16 Jun 2013

Plastic sabre-rattling on Syria?

 

David Cameron is devoting a lot of time to his most difficult customer at the G8. Vladimir Putin will get a one on one chat with the PM in No. 10 this afternoon  before the two head for Northern Ireland (read about the setting in Faisal’s blog).

President Obama is expected to have a one on one chat with President Putin on Monday at the golf resort. I hear that the Russian officials preparing the way for these chats have given absolutely no indication that Russia is about to change its mind on Syria. The only hope (and it is not a strong one) is that when a leader rules at his own whim, as the Russian President does, there’s always a chance you might just get him to moderate his views when you get him on his own in the room.

Both leaders will be trying to get President Putin to accept that though President Assad may have momentum right now in Syria’s civil war he will never again hold supreme authority in that country and to address the need for an exit strategy now and reduce the crisis over-spill into the region.

Inside No. 10, there’s alarm about just how anti-interventionist their own Tory backbenchers have become. Having threatened to arm the rebels, David Cameron risks looking like he is waving a plastic sabre if he can’t persuade his own MPs to back anything that constitutes greater UK involvement in Syria. And he can’t rely on Labour or the Lib Dems to rescue him from his own backbenchers on this one.

Nick Clegg’s first words to Jeremy Vine this morning on BBC1 were that the current assistance the UK is giving to Syrian rebels – armoured 4 by 4’s, communications equipment, body armour – is about right and going beyond it with lethal weaponry is wrong.  Nick Clegg emphasised he was talking with David Cameron “on an ongoing basis” on this subject. This was the DPM waving to his own party and saying ‘don’t worry, I’m not going to allow the PM to send UK arms into Syria.’

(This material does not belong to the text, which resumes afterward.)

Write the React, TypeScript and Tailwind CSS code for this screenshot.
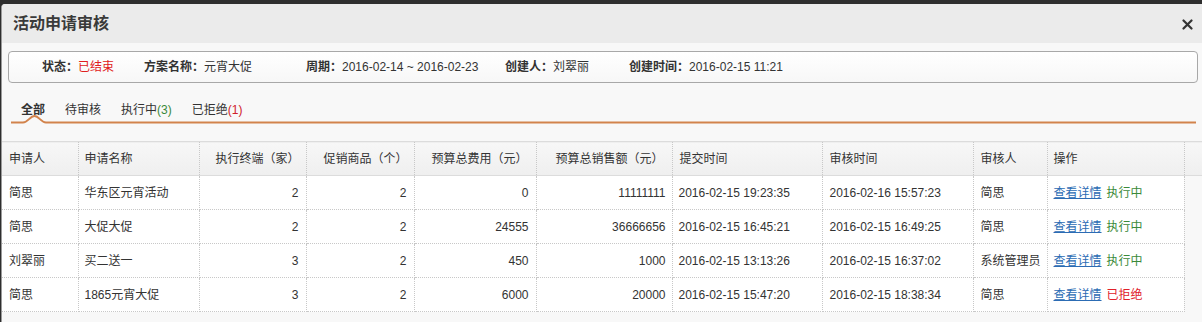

It is a long distance from David Cameron’s words in The Guardian yesterday when he was emphasising that to have purchase in shaping the new Syria he hopes will emerge, the UK has to have greater involvement in the civil war at  this stage. Whether that means the 700m tonnes of military hardware that the Syrian rebel leader Gen Idris has been asking for or a quarter or a third of that, the PM seems to have crossed a rubicon in his own mind that his Deputy PM and his own party are nowhere near crossing themselves.